To this rather shambolic state of affairs we shall return in due course. In the meantime, Sultana is likely to be one of those people who, having decided to leave Labour, fell into an easy chair with a loud sigh of relief and repeated over and over to herself: 'Israel is a racist endeavour, Israel is a racist endeavour, Israel…'
In a potentially fascinating, and possibly consequential, intervention, Sultana has taken something of a swipe at Corbyn for his decision, during his tenure as leader of her old party, to accept – albeit reluctantly (some might say 'kicking and screaming') – the IHRA definition of anti-Semitism.
'We have to build on the strengths of Corbynism… and we also have to recognise its limitations,' she told the New Left Review.
'It capitulated to the IHRA definition of anti-Semitism, which famously equates it with anti-Zionism.' That sounds to me like a swipe at Corbyn himself, perhaps in revenge for his lukewarm (and apparently bewildered) response to her premature claim that she was to be a co-leader of his new party.
To most normal people, adhering to the IHRA's definition of anti-Semitism wasn't a huge sacrifice, and it says something quite appalling that to those of Sultana's political outlook, it is an unconscionable compromise of their right to free speech.
There is a certain type of politician for whom hatred and smearing of Israel – with its liberal democracy, Western-level human rights and tendency to shame by comparison all its Arab neighbours' own records in such matters – is an article of faith without such political life would be pointless.

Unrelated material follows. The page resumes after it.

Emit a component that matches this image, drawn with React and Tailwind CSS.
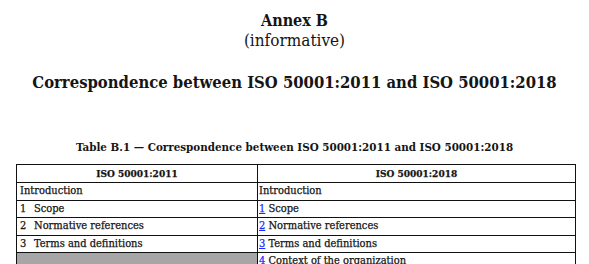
export default function App() {
  const rows = [
    { l: [null, "Introduction"], r: [null, "Introduction"] },
    { l: ["1", "Scope"], r: ["1", "Scope"] },
    { l: ["2", "Normative references"], r: ["2", "Normative references"] },
    { l: ["3", "Terms and definitions"], r: ["3", "Terms and definitions"] },
    { l: null, r: ["4", "Context of the organization", true] },
  ];
  const serif = "font-['DejaVu_Serif',serif] font-stretch-condensed";
  return (
    <div className={`w-[589px] h-[264px] overflow-hidden bg-white text-[#151515] ${serif}`}>
      <div className="pt-[12px] text-center">
        <div className="text-[16px] leading-[18px] font-bold">Annex B</div>
        <div className="text-[17px] leading-[20px]">(informative)</div>
        <div className="mt-[23px] text-[16.5px] leading-[20px] font-bold">
          Correspondence between ISO 50001:2011 and ISO 50001:2018
        </div>
        <div className="mt-[46px] text-[11.5px] leading-[16px] font-bold">
          Table B.1 — Correspondence between ISO 50001:2011 and ISO 50001:2018
        </div>
      </div>
      <table className="mt-[9px] ml-[16px] w-[559px] border-collapse text-[11px] leading-[14px] table-fixed [-webkit-text-stroke:0.25px_#151515]">
        <colgroup>
          <col className="w-[241px]" />
          <col className="w-[318px]" />
        </colgroup>
        <thead>
          <tr className="h-[18px]">
            <th className="border border-[#111] font-bold text-[10px] text-center p-0">ISO 50001:2011</th>
            <th className="border border-[#111] font-bold text-[10px] text-center p-0">ISO 50001:2018</th>
          </tr>
        </thead>
        <tbody>
          {rows.map((row, i) => (
            <tr key={i} className="h-[17.5px]">
              {row.l ? (
                <td className="border border-[#111] px-[3px] py-0 align-middle">
                  {row.l[0] ? (
                    <span>
                      <span className="inline-block w-[14px]">{row.l[0]}</span>
                      {row.l[1]}
                    </span>
                  ) : (
                    row.l[1]
                  )}
                </td>
              ) : (
                <td className="border border-[#111] bg-[#a6a6a6] p-0"></td>
              )}
              <td className="border border-[#111] px-[1px] py-0 align-middle">
                {row.r[0] ? (
                  <span>
                    <span
                      className={
                        row.r[2]
                          ? "text-[#1a2cff] [-webkit-text-stroke:0.25px_#1a2cff]"
                          : "text-[#1a2cff] underline [-webkit-text-stroke:0.25px_#1a2cff]"
                      }
                    >
                      {row.r[0]}
                    </span>{" "}
                    {row.r[1]}
                  </span>
                ) : (
                  row.r[1]
                )}
              </td>
            </tr>
          ))}
        </tbody>
      </table>
    </div>
  );
}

Given that the new party, whatever it is to be called, hopes to capitalise on the impatience of at least some British Muslims with Labour's stance on Israel, it is hardly a surprise that Sultana wants to allow members to defame Israel without fear of disciplinary action.
Interestingly, another part of the IHRA definition of anti-Semitism is the suggestion that British Jews are in any way responsible for the actions of Israel. Is this also something Sultana will not put up with?
Certainly, judging by the behaviour of many of those middle-class keffiyeh-botherers who take to the streets every weekend, the acceptance of that particular part of the IHRA's definition would severely curb their venomous public declarations. And we can't have that, can we?
Sultana has helped the rest of us define a little bit more what her new party is about. True, it doesn't yet have any structure or leadership, or even a membership – just a large list of online supporters.
But the absence of policy – aside from hatred of Israel, obviously – is a problem. Since Sultana's announcement earlier in the summer, there is a sense that some precious momentum has been lost.
Nothing much seems to be happening, and time is moving on. We may assume that the new party will be all for trans rights and will campaign to remove women's sex-based spaces and services. It will probably echo the Greens' demands for an immediate halt to all plastic production and oil drilling.
We can feel confident that the identitarian bandwagon may consider itself fully boarded, with Critical Race Theory in particular a central part of the party's philosophy.
Open-door immigration, whether it's described that way or not, will be in there, as will an open-arms policy for welcoming asylum seekers.
So far, so predictable, although we might expect that other obligatory part of the hard-Left manifesto, the recognition of 'sex work' as legitimate, to face some resistance from the party's more, shall we say 'orthodox', members.
This has all the ingredients for a thoroughly entertaining conference season and next few years in UK politics. Whatever the outcome of the policy-making process, Sultana and Corbyn will soon find themselves at the top of a party that, whatever else it stands for, hates Israel and will likely create a hostile environment for British Jews.